Subscription to a behavior subject can miss the value of a parallel occuring on_next

PKobold commented 4 years ago

I encountered a strange behavior when using a behavior subject (no pun intended :D) to spread a state change. Sometimes the subscriber won't get a state change by an on_next call, although you get the value from before the call when you subscribe.

This then results in heavilly unwanted behavior, because in my example you could endlessly wait for a state change to a certain value, which you should always get by concept.

I tracked this down and came to the understanding that this can happen due to the implementation of behavior::get_observable() in rx-behavior.hpp

observable<T> get_observable() const {
        auto keepAlive = s;
        return make_observable_dynamic<T>([=](subscriber<T> o){
            if (keepAlive.get_subscription().is_subscribed()) {
                o.on_next(get_value());
            }
            keepAlive.add(s.get_subscriber(), std::move(o));
        });
    }

after get_value is called there is a gap until the subscriber is properly added where the state of the behavior_observer could be updated by a parallel occuring on_next. The new subscriber o then won't get the new value.
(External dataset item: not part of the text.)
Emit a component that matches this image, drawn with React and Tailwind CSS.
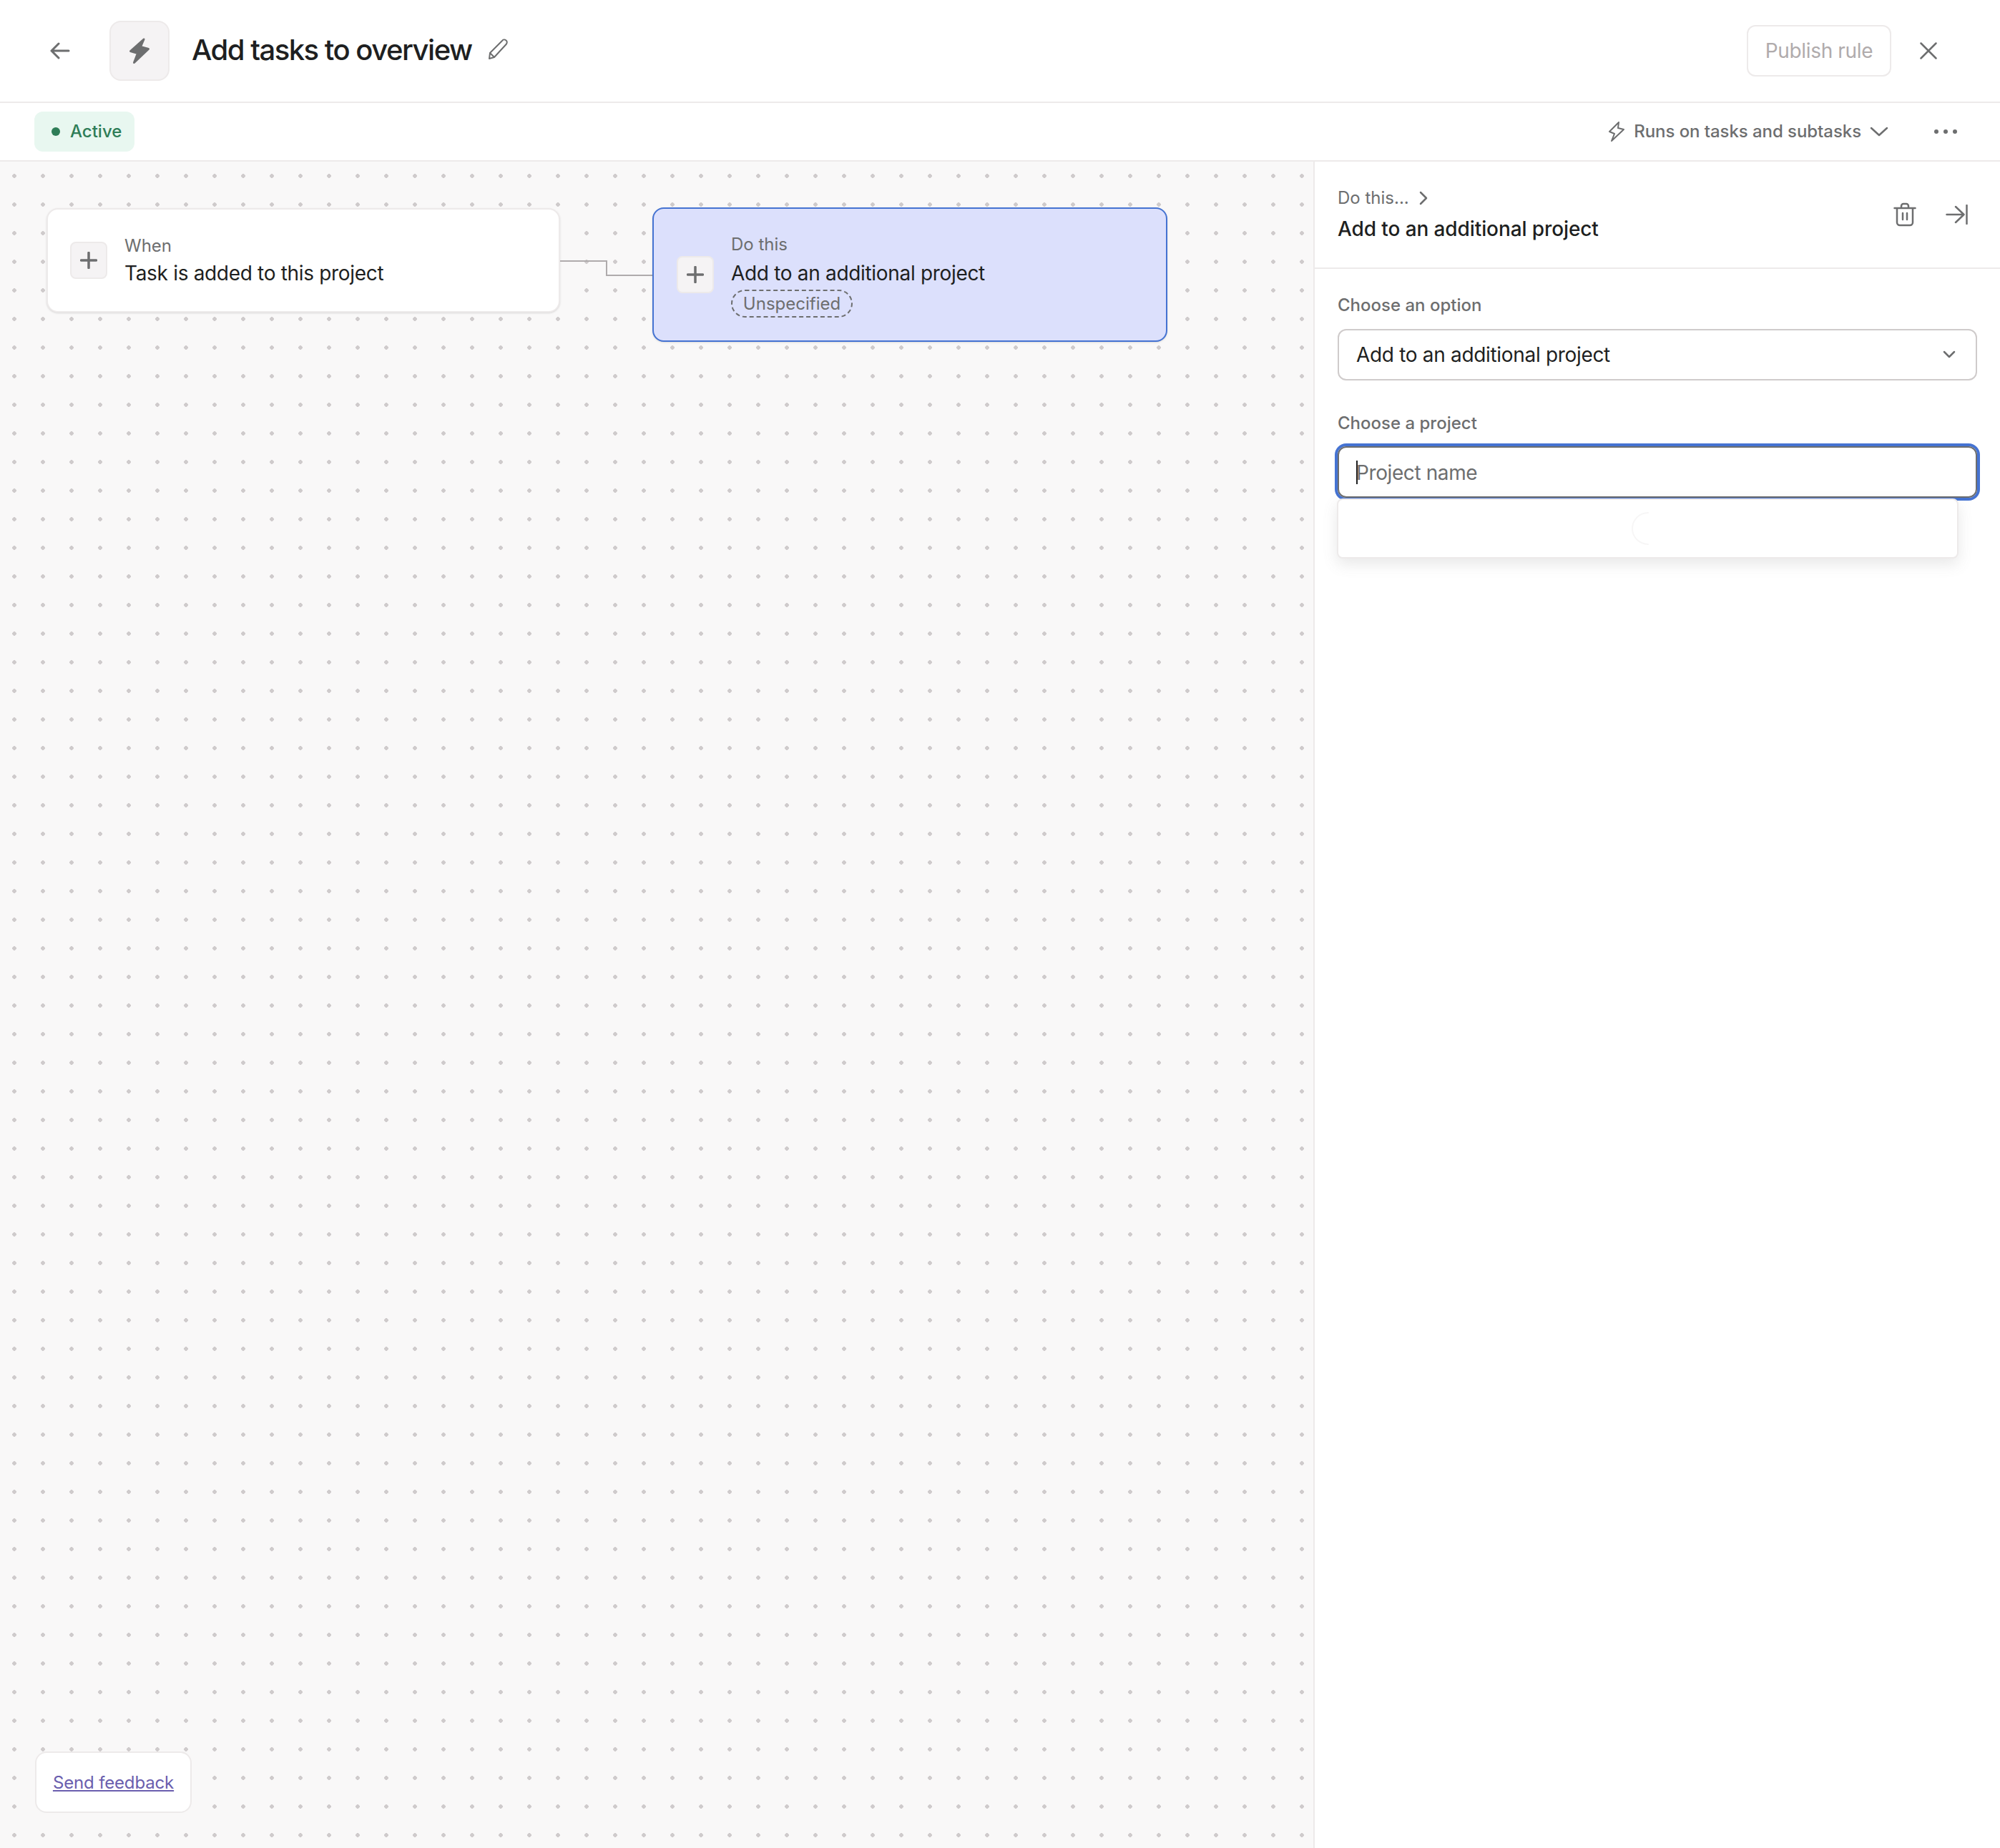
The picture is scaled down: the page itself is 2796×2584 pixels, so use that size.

A quick fix that works for me and stays local would be, that you change the mutex of the behavior_observer_state into a recursive mutex and then make it properly accessible and lock it in the lamba function above, see the following pseudo sample implementation:

class behavior_observer : public detail::multicast_observer<T>
{...
   class behavior_observer_state
   { 
     mutable std::recursive_mutex lock;
     public:
     ....
     std::recursive_mutex &mutex() const
     {
       return lock;
     }
   };
....
  public:
....
      std::recursive_mutex& mutex() const
      {
        return state->mutex();
       }
 };

class behavior
{
 ...
public:
....
    observable<T> get_observable() const {
        auto keepAlive = s;
        return make_observable_dynamic<T>([=](subscriber<T> o)  
           std::lock_guard<std::recursive_mutex> guard(keepAlive.mutex());
            if (keepAlive.get_subscription().is_subscribed()) {
                o.on_next(get_value());
            }
            keepAlive.add(s.get_subscriber(), std::move(o));
        });
    }
};

But maybe some of you have a better solution for this. If desired i can provide a little test example that can reproduce the problem.

Some side questions, while having a deeper look into the implementations in rx-behavior.hpp:

Why using unique_lock instead of lock_guard in behavior_observer_state? Isn't lock_guard for this case to prefer in general because unique_lock is the complexer object, even though it may be optimized away that it wouldn't matter (but this is not ensured)?

in the current implemantation of behavior::get_observable() the keepAlive object seems to be unnecessary redundant and this code, would also do the trick, or am i missing something? (compare with the first code section):

observable<T> get_observable() const
        {
            return make_observable_dynamic<T>([=](subscriber<T> o) {
                if (s.get_subscription().is_subscribed())
                {
                    o.on_next(get_value());
                }
                s.add(s.get_subscriber(), std::move(o));
            });
        }

BR Paul

PKobold commented 4 years ago

I created a pull request with a possible solution based on the stated pseudo code above. I also refactored the get_observable function a little bit. I kept the keepAlive pattern but removed all (in my view) unecessary copies/accesses of other objects.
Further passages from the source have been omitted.